GENTE FINA É OUTRA COISA!
Em minha infância havia uma frase que era muito dita: Gente fina é outra coisa!
Até a saudosa Elis Regina pronunciava tal frase na música “Alô, alô marciano”, sucesso nos anos setenta, composição da Rita Lee e Roberto de Carvalho.
Não conhecia pessoalmente ninguém que fosse rico, até hoje não conheço, mas já imaginava que a tal frase fosse verdadeira. Não podiam os ricos serem iguais a nós. Eu achava que eles poderiam fazer o que quisessem na hora que bem entendiam. Seus filhos deviam possuir todos os brinquedos que eu desejava e também comer chocolate todos os dias.
Lembro que quando criança acreditava que seria rico, cria eu piamente nesta idéia. A vida que foi mostrando que não é bem assim. E que quem é rico não é necessariamente feliz. Obviamente, o dinheiro proporciona boas coisas. Mas aprendi que para ter uma vida digna não é preciso muito. Apenas as necessidades básicas. Um trocado para comprar um sorvete numa tarde quente, uma graninha para beber cerveja com os amigos, poder comprar o chocolate...
A vida passou. E vejam só; não fiquei rico! Aliás estou muito longe da riqueza. Porém, posso afirmar que sou remediado. Não tenho problemas financeiros. Não devo dinheiro a ninguém. Não faço empréstimos a perder de vista. Também não tenho Grand Cherokee...
Talvez por nunca ter tido muito dinheiro, não entendo os ricos. Eles raciocinam diferente de nós. O grande patrimônio causa inveja a muitas pessoas, por isso o rico está atento o tempo todo para que ninguém arranque de suas mãos as coisas que conseguiu.

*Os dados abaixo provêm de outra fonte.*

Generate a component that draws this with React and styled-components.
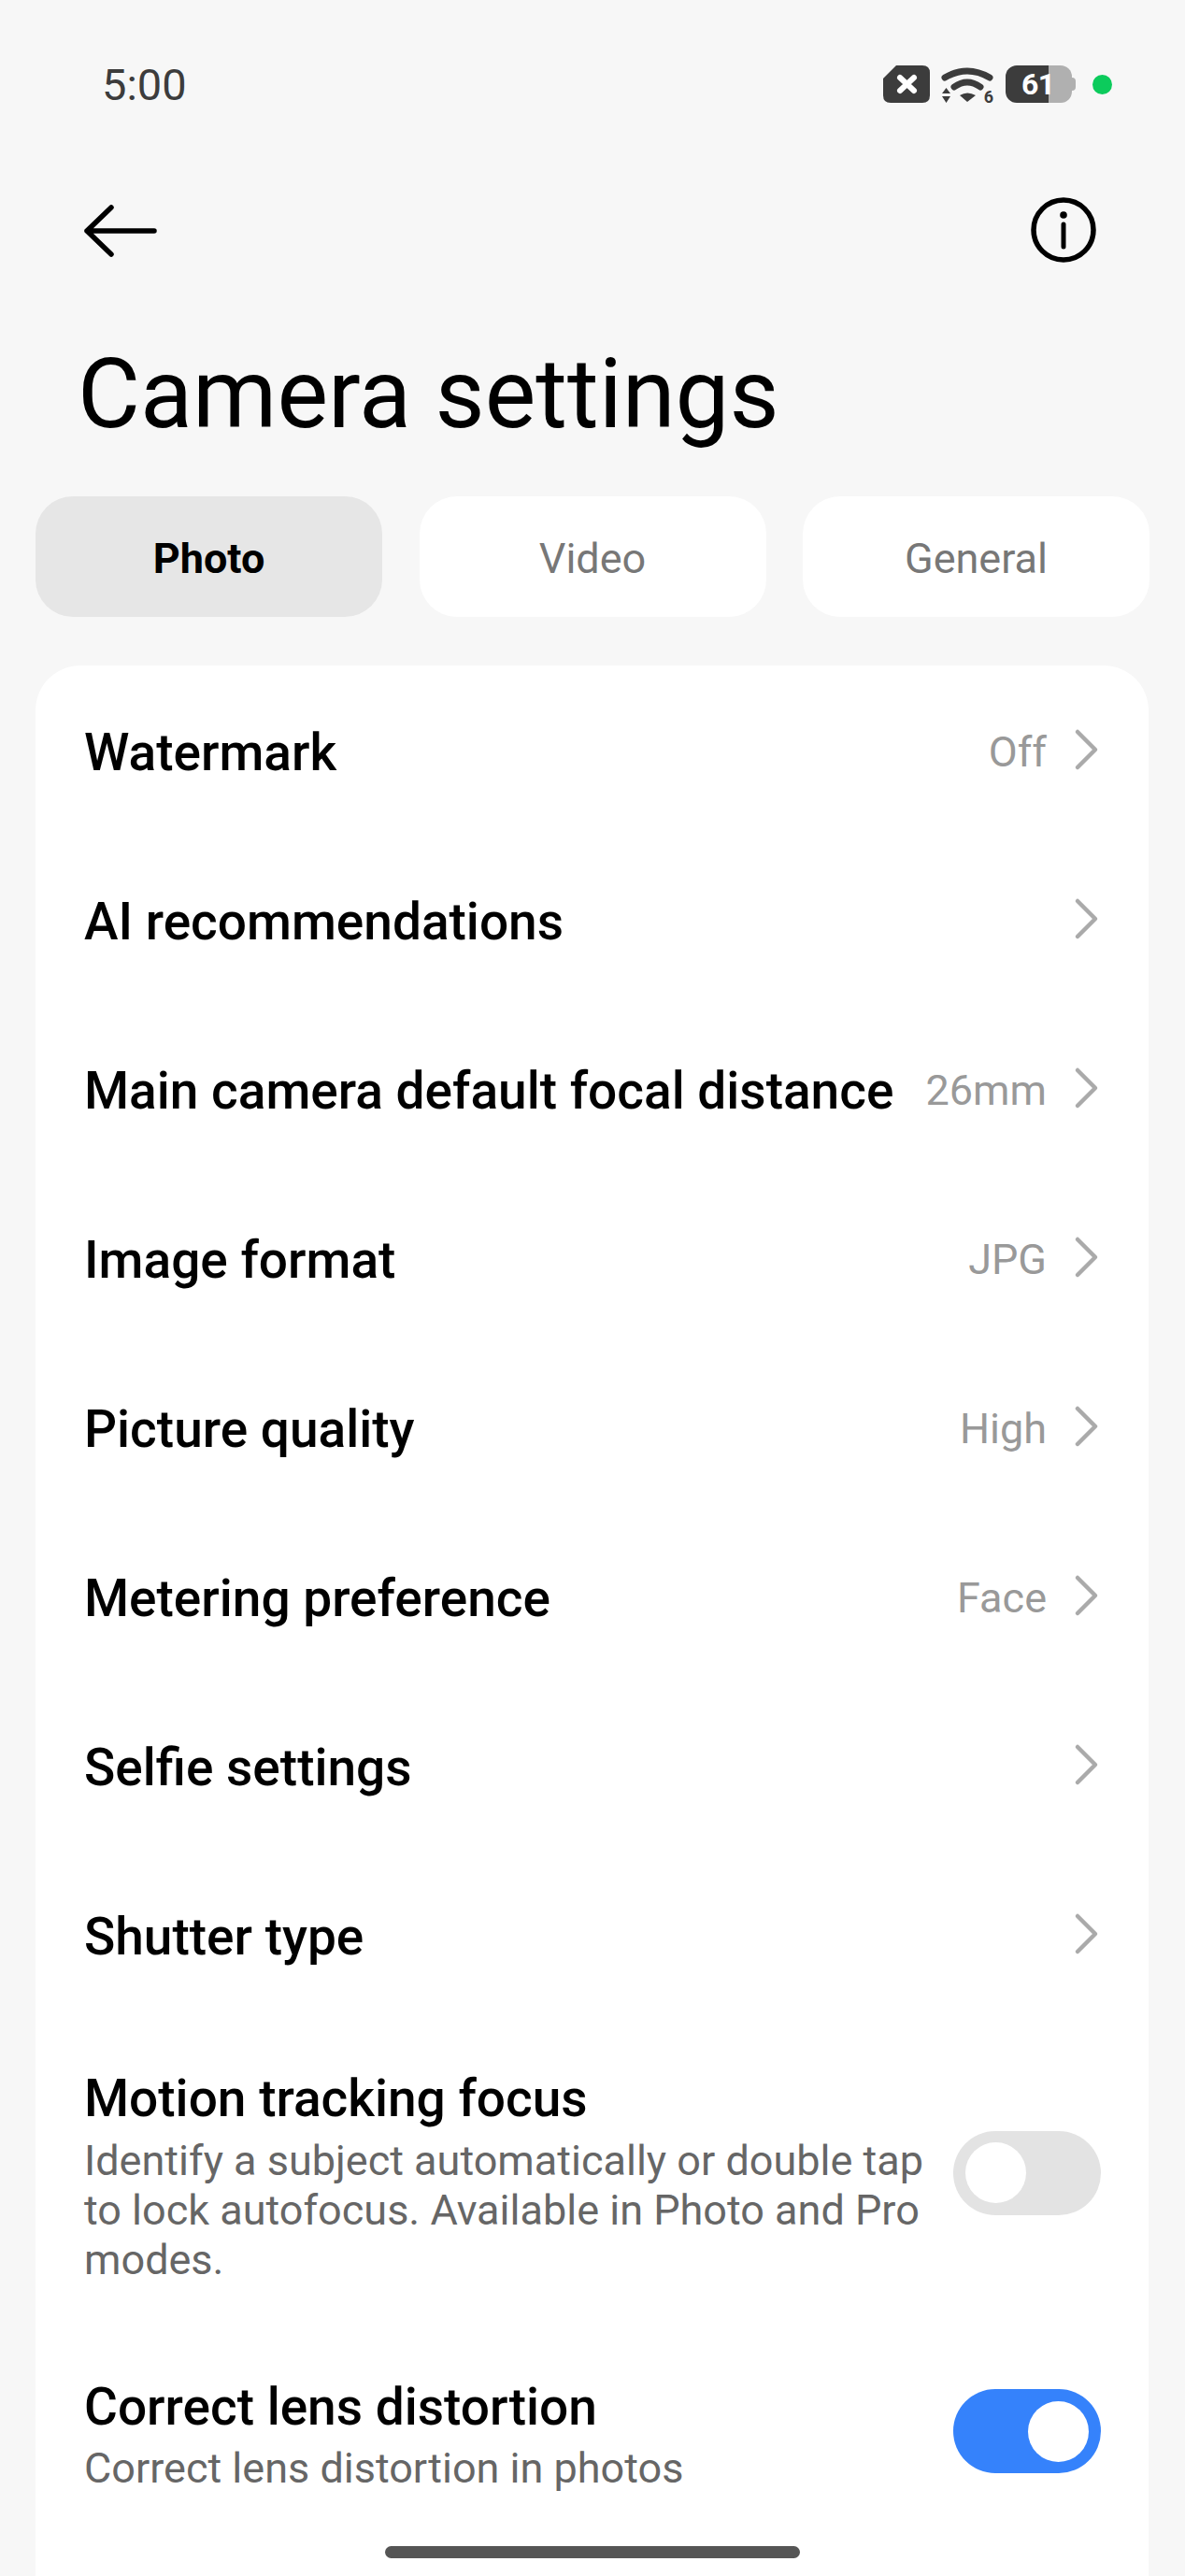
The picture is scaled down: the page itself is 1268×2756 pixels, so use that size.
import React from 'react';
import styled, { createGlobalStyle } from 'styled-components';

const Global = createGlobalStyle`
  html, body { margin: 0; padding: 0; background: #f7f7f7; }
  body { font-family: Roboto, "Noto Sans", sans-serif; }
`;

const Page = styled.div`
  width: 1268px; height: 2756px; overflow: hidden; position: relative; background: #f7f7f7; color: #000;
  display: flex; flex-direction: column;
`;
const StatusBar = styled.div`
  height: 56px; margin-top: 62px; padding: 0 78px 0 110px; display: flex; justify-content: space-between; align-items: center;
`;
const Time = styled.div`font-size: 47px; line-height: 56px; color: #3c3c3c; margin: 2px 0 0 -1px;`;
const StatusIcons = styled.div`display: flex; align-items: center;`;
const SimIcon = styled.svg`width: 50px; height: 40px; display: block;`;
const Wifi = styled.div`position: relative; width: 56px; height: 40px; margin-left: 12px;`;
const WifiIcon = styled.svg`width: 56px; height: 40px; display: block;`;
const WifiBadge = styled.span`
  position: absolute; right: 0; bottom: -1px; font-size: 18px; line-height: 14px; font-weight: 700; color: #3c3c3c;
`;
const Battery = styled.div`
  position: relative; width: 75px; height: 40px; margin-left: 13px;
  display: flex;
`;
const BatteryFill = styled.div`width: 46px; background: #3c3c3c; border-radius: 12px 0 0 12px;`;
const BatteryRest = styled.div`width: 25px; background: #b0b0b0; border-radius: 0 12px 12px 0;`;
const BatteryNub = styled.div`width: 4px; height: 14px; margin-top: 13px; background: #b0b0b0; border-radius: 0 4px 4px 0;`;
const BatteryText = styled.div`
  position: absolute; left: 17px; top: 0; line-height: 40px; font-size: 32px; font-weight: 700; color: #fff; letter-spacing: -0.5px;
`;
const Dot = styled.div`width: 21px; height: 21px; border-radius: 50%; background: #0ccb5c; margin-left: 18px;`;
const Nav = styled.div`
  display: flex; justify-content: space-between; align-items: center; padding: 0 94px 0 90px; margin-top: 91px; height: 72px;
`;
const BackIcon = styled.svg`width: 80px; height: 60px; display: block;`;
const InfoIcon = styled.svg`width: 72px; height: 72px; display: block; margin-top: 1px;`;
const Title = styled.h1`
  margin: 79px 0 0 83px; font-size: 103px; line-height: 124px; font-weight: 400;
`;
const Tabs = styled.div`display: grid; grid-template-columns: repeat(3, 371px); gap: 39.5px; padding: 0 38px; margin-top: 47px;`;
const Tab = styled.div`
  height: 129px; box-sizing: border-box; padding-top: 3px; border-radius: 40px; display: flex; align-items: center; justify-content: center; font-size: 45px;
  background: ${p => p.$active ? '#e6e6e6' : '#fff'}; color: ${p => p.$active ? '#000' : '#777'}; font-weight: ${p => p.$active ? 700 : 400};
`;
const Card = styled.div`
  margin: 52px 39px 0 38px; flex: 1; background: #fff; border-radius: 48px 48px 0 0; padding: 0 51px 0 52px;
`;
const Row = styled.div`display: flex; align-items: center; height: 181px;`;
const Label = styled.div`flex: 1; font-size: 55px; line-height: 64px; color: #000; font-weight: 500; white-space: nowrap;`;
const RowLabel = styled(Label)`padding-top: 4px;`;
const Value = styled.div`color: #999; font-size: 45px; margin-right: 28px; padding-top: 3px;`;
const ChevronIcon = styled.svg`width: 30px; height: 50px; display: block; margin: -2px 0 0 0;`;
const ToggleRow = styled.div`
  display: flex; align-items: center; padding: ${p => p.$first ? '53px 0 49px' : '50px 0 49px'};
`;
const Col = styled.div`flex: 1; padding-right: 24px;`;
const Sub = styled.div`font-size: 45px; line-height: 53px; color: #666; margin-top: 7.5px;`;
const Toggle = styled.div`
  width: 158px; height: 90px; border-radius: 45px; background: ${p => p.$on ? '#3582fb' : '#e3e3e3'}; display: flex; align-items: center; padding: 0 13px; box-sizing: border-box;
  justify-content: ${p => p.$on ? 'flex-end' : 'flex-start'}; flex-shrink: 0; margin-top: -7px;
`;
const Knob = styled.div`width: 65px; height: 65px; border-radius: 50%; background: #fff;`;
const Home = styled.div`position: absolute; left: 412px; bottom: 19px; width: 444px; height: 13px; border-radius: 7px; background: #555;`;

const Chevron = () => (
  <ChevronIcon viewBox="0 0 30 50"><path d="M5 6 L24 25 L5 44" fill="none" stroke="#aaa" strokeWidth="4.5" strokeLinecap="round" strokeLinejoin="round"/></ChevronIcon>
);

const items = [['Watermark','Off'],['AI recommendations'],['Main camera default focal distance','26mm'],['Image format','JPG'],['Picture quality','High'],['Metering preference','Face'],['Selfie settings'],['Shutter type']];

export default function App() {
  return <Page><Global/>
    <StatusBar>
      <Time>5:00</Time>
      <StatusIcons>
        <SimIcon viewBox="0 0 50 40">
          <path d="M14 0 H42 Q50 0 50 8 V32 Q50 40 42 40 H8 Q0 40 0 32 V14 Z" fill="#3c3c3c"/>
          <path d="M18 13 L33 27 M33 13 L18 27" stroke="#fff" strokeWidth="6" strokeLinecap="round"/>
        </SimIcon>
        <Wifi>
          <WifiIcon viewBox="0 0 56 40">
            <path d="M4 13 Q28 -1 52 13" fill="none" stroke="#3c3c3c" strokeWidth="7" strokeLinecap="round"/>
            <path d="M14 23 Q28 13 42 23" fill="none" stroke="#3c3c3c" strokeWidth="7" strokeLinecap="round"/>
            <path d="M20 32 Q28 27 37 32 L28 39 Z" fill="#3c3c3c"/>
            <path d="M1 30 H10 L5.5 24 Z M1 33 H10 L5.5 40 Z" fill="#3c3c3c"/>
          </WifiIcon>
          <WifiBadge>6</WifiBadge>
        </Wifi>
        <Battery>
          <BatteryFill/><BatteryRest/><BatteryNub/>
          <BatteryText>61</BatteryText>
        </Battery>
        <Dot/>
      </StatusIcons>
    </StatusBar>
    <Nav>
      <BackIcon viewBox="0 0 80 60">
        <path d="M3 32 H75 M29 7 L3 32 L29 57" fill="none" stroke="#000" strokeWidth="5.5" strokeLinecap="round" strokeLinejoin="round"/>
      </BackIcon>
      <InfoIcon viewBox="0 0 72 72">
        <circle cx="36" cy="36" r="32" fill="none" stroke="#000" strokeWidth="5.5"/>
        <circle cx="36" cy="20" r="3.8" fill="#000"/>
        <path d="M36 30 V54" stroke="#000" strokeWidth="5" strokeLinecap="round"/>
      </InfoIcon>
    </Nav>
    <Title>Camera settings</Title>
    <Tabs><Tab $active>Photo</Tab><Tab>Video</Tab><Tab>General</Tab></Tabs>
    <Card>
      {items.map(([l,v]) => <Row key={l}><RowLabel>{l}</RowLabel>{v && <Value>{v}</Value>}<Chevron/></Row>)}
      <ToggleRow $first><Col><Label>Motion tracking focus</Label><Sub>Identify a subject automatically or double tap to lock autofocus. Available in Photo and Pro modes.</Sub></Col><Toggle><Knob/></Toggle></ToggleRow>
      <ToggleRow><Col><Label>Correct lens distortion</Label><Sub>Correct lens distortion in photos</Sub></Col><Toggle $on><Knob/></Toggle></ToggleRow>
    </Card>
    <Home/>
  </Page>;
}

Trabalho em uma instituição pública. Mais precisamente numa escola pública. O dia a dia do funcionário público de escola é normalmente pacato. Sem grandes novidades. O que mais pode estressar-nos são as traquinagens dos alunos e seus reiterados palavrões.
- Seu filho da *!*!-*!
- Vai toma no seu !*
- Caral...Porr...Put que Par...
Escutamos estas palavras o dia inteiro. Já nem chocam tanto. Faz parte de nossa labuta diária.
Nos arredores da escola em que eu trabalho há casas de alto-padrão. Enormes, lindas, bem decoradas, bem pintadas, sonhos de consumo. E óbvio, se há casas de alto-padrão, seus moradores são ricos.
Os alunos da escola provêm dos morros e favelas que existem nas redondezas. Gente extremamente carente. Alguns vêm somente para comer. Aliás a escola fornece tudo, menos educação de qualidade.
Um dia estava trabalhando no período noturno, quando recebi uma ligação de um de nossos abastados vizinhos:
- Escola pública, boa noite!
- Boa noite, com quem falo?
- Meu nome é Márcio, posso ajudar?
- Eu sou um vizinho de vocês e gostaria de falar com a mais alta autoridade desta escola!
Não tive dúvida de que tratava com alguém que não raciocinava direito, então respondi:
- Pode falar senhor, a mais alta autoridade desta escola sou eu.
- Eu gostaria que o senhor usasse sua influência com a administração pública para resolver este problema de falta de luz.
Faltava a luz na rua, porém não nas casas. E o homem continuou:
- Já liguei para a Eletropaulo, e disseram que vai demorar 48 horas para luz voltar. Isso é um absurdo! Não podemos ficar sem luz esse tempo todo, é muito perigoso! Por favor o senhor poderia nos ajudar?
A solicitação do homem era absurda. Eu não tinha influencia nenhuma na administração pública, era um simples funcionário, e mesmo que tivesse alguma influência, não é assim que as coisas são resolvidas. Mas, para não decepcionar o homem, disse:
- Fique tranqüilo senhor, vou falar diretamente com o prefeito, essa situação será resolvida em poucos minutos.
O homem me agradeceu e desligou o telefone. Eu desliguei o telefone rindo muito. E contei para o meu colega que também riu muito e falou:
- Mas que idiota! Pensa que pode resolver tudo num telefonema. E rimos muito. Pensei comigo: Gente fina é outra coisa!
Passaram cinco minutos, e a luz da rua voltou.